Inhomogeneous ground state and the coexistence of two length scales near phase transitions in real solids
A. L. Korzhenevskii, K. Herrmanns, H.-O. Heuer

TL;DR
This paper demonstrates that dislocations in real crystals cause inhomogeneous ground states, transforming phase transitions into percolative phenomena and explaining the observed two length scales in scattering experiments.
Contribution
It reveals how dislocation-induced disorder alters critical behavior, leading to inhomogeneous ground states and a new understanding of phase transition phenomena in solids.
Findings
Dislocations cause inhomogeneous ground states in crystals.
Phase transitions become percolative due to disorder.

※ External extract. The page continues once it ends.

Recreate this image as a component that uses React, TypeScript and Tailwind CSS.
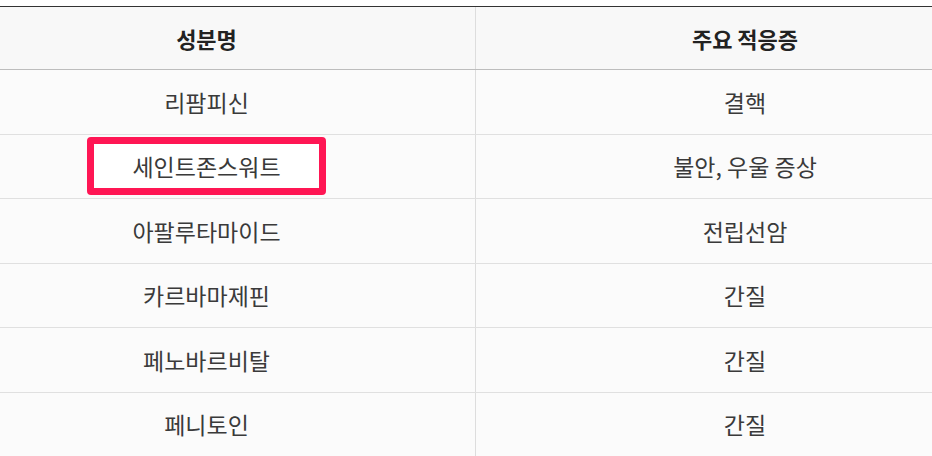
import React from 'react';

type Row = { name: string; use: string; highlight?: boolean };

const rows: Row[] = [
  { name: '리팜피신', use: '결핵' },
  { name: '세인트존스워트', use: '불안, 우울 증상', highlight: true },
  { name: '아팔루타마이드', use: '전립선암' },
  { name: '카르바마제핀', use: '간질' },
  { name: '페노바르비탈', use: '간질' },
  { name: '페니토인', use: '간질' },
];

const font = { fontFamily: '"Noto Sans CJK KR", "Noto Sans", sans-serif' };

export default function App() {
  return (
    <div className="w-[932px] h-[456px] overflow-hidden bg-white" style={font}>
      <div className="ml-[-62px] w-[1076px] mt-[6px] border-t border-[#333]">
        <div className="grid grid-cols-2 bg-[#f8f8f8] border-b border-[#bdbdbd]">
          <div className="h-[62px] flex items-center justify-center border-r border-[#ddd] text-[22px] font-bold text-[#222]">
            성분명
          </div>
          <div className="h-[62px] flex items-center justify-center text-[22px] font-bold text-[#222]">
            주요 적응증
          </div>
        </div>
        {rows.map((r) => (
          <div key={r.name} className="grid grid-cols-2 bg-[#fbfbfb] border-b border-[#e0e0e0]">
            <div className="h-[63.5px] flex items-center justify-center border-r border-[#ddd] text-[23px] text-[#3a3a3a]">
              {r.highlight ? (
                <span className="w-[239px] h-[58px] flex items-center justify-center border-[7px] border-[#ff1654] rounded-[4px] bg-white">
                  {r.name}
                </span>
              ) : (
                r.name
              )}
            </div>
            <div className="h-[63.5px] flex items-center justify-center text-[23px] text-[#3a3a3a]">
              {r.use}
            </div>
          </div>
        ))}
      </div>
    </div>
  );
}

Two length scales observed in experiments are explained by this model.
Abstract
Real crystals almost unavoidably contain a finite density of dislocations. We show that this generic type of long--range correlated disorder leads to a breakdown of the conventional scenario of critical behavior and standard renormalization group techniques based on the existence of a simple, homogeneous ground state. This breakdown is due to the appearance of an inhomogeneous ground state that changes the character of the phase transition to that of a percolative phenomenon. This scenario leads to a natural explanation for the appearance of two length scales in recent high resolution small-angle scattering experiments near magnetic and structural phase transitions.